To ensure that the client receives the entire file even in the case of server failures, we keep a map of integers and booleans that keeps track of which data chunks have been requested and whether they have been received yet. For example, if there are three servers, at the end of the first round of requests, this map will contain keys 0, 1, and 2. The values associated with these keys are set to false when we initially send the request for the chunk and true when we receive the request. At the end of each round, we check this map to see if there are any chunks that were requested a while ago (before the previous round) that have still not been received. If this is the case, we re-request the missing chunk from one of the active servers. It is important to note that our service may NOT be tolerant of the failure of the chosen server that we re-request a missing chunk from; behavior upon the failure of this server is undefined.

Quitting the program

Since there are five threads running concurrently, it takes a bit of extra effort to quit the program. When the user types in "quit" (rather than a filename to request), the client requester thread sets a variable stopped to 1. This variable is shared with the other client thread and the two server threads, and each thread checks this variable at the beginning of their respective continuously-running while loops. If they see that the variable has been set to 1, they free any necessary resources and return. The main thread calls pthread_join() on all threads and waits until they exit, then frees the last of the resources and exits itself.

Sometimes, we may need to quit the program due to an error, rather than a "quit" command from the user. If a thread encounters a fatal error - generally an error return by a necessary system call - the thread sets the stopped variable to 1, frees its resources, and returns. Since the other threads (including the client requester thread) already regularly check this variable, they will free resources and exit as well.

Our approach is a bit more CPU-intensive than is likely necessary, since we repeatedly acquire the lock that protects the stopped variable and check the variable itself, even when the variable has not been set. However, this approach is simple to implement and understand, and does not have an noticeable impact on performance.

Assumptions

We have made a few simplifying assumptions in order to make this project doable within the time frame.

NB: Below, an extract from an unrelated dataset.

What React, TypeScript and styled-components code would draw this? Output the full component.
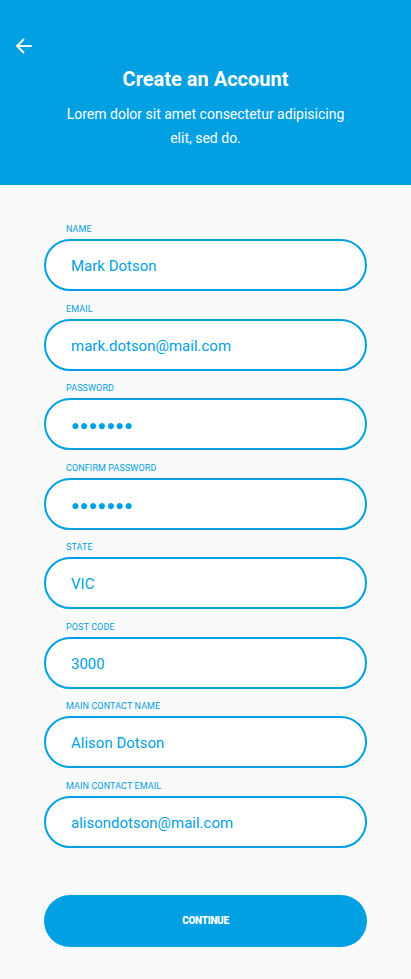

We assume that all servers have the same version of a file, and we do not check for differences in file size or content between files with the same name on different servers. It is certainly possible that different hosts running the program, especially if they are end users' personal computers, may have different versions of a file with the same name, but we assume that this will not be the case. We also assume that each server will be able to same the same file at the same file path; the server-side threads do not search for a requested file outside of the specified filepath. Similarly, we assume that the client requesting the file wants the requested file to be written to the a location at the end of the same filepath it specifies to the server, and that if that filepath specifies a location outside of the directory that the program is running from on the client's, the client actually has the directories that form that same filepath. These are perhaps not realistic assumptions to make for a real peer-to-peer file sharing service, but since our goal is just to make a relatively fault-tolerant networked application, we have left out extra file system functionality to ensure that the basic goals of the project are met. We also assume that files cannot be deleted while a server side thread is reading from them to fulfill client requests.

Known Issues

Due to a lack of extensive testing resources, we were not able to test all possible fault conditions to ensure that our service is completely N-2 fault-tolerant. Our program can handle failures that occur between message send() and recv() calls, but it is infeasible to test for server failures that happen during these calls. Thus, we cannot promise that the service will be tolerant of failures that occur during message-transmission system calls. As noted above, the system is also not tolerant of failures during missing message re-requests.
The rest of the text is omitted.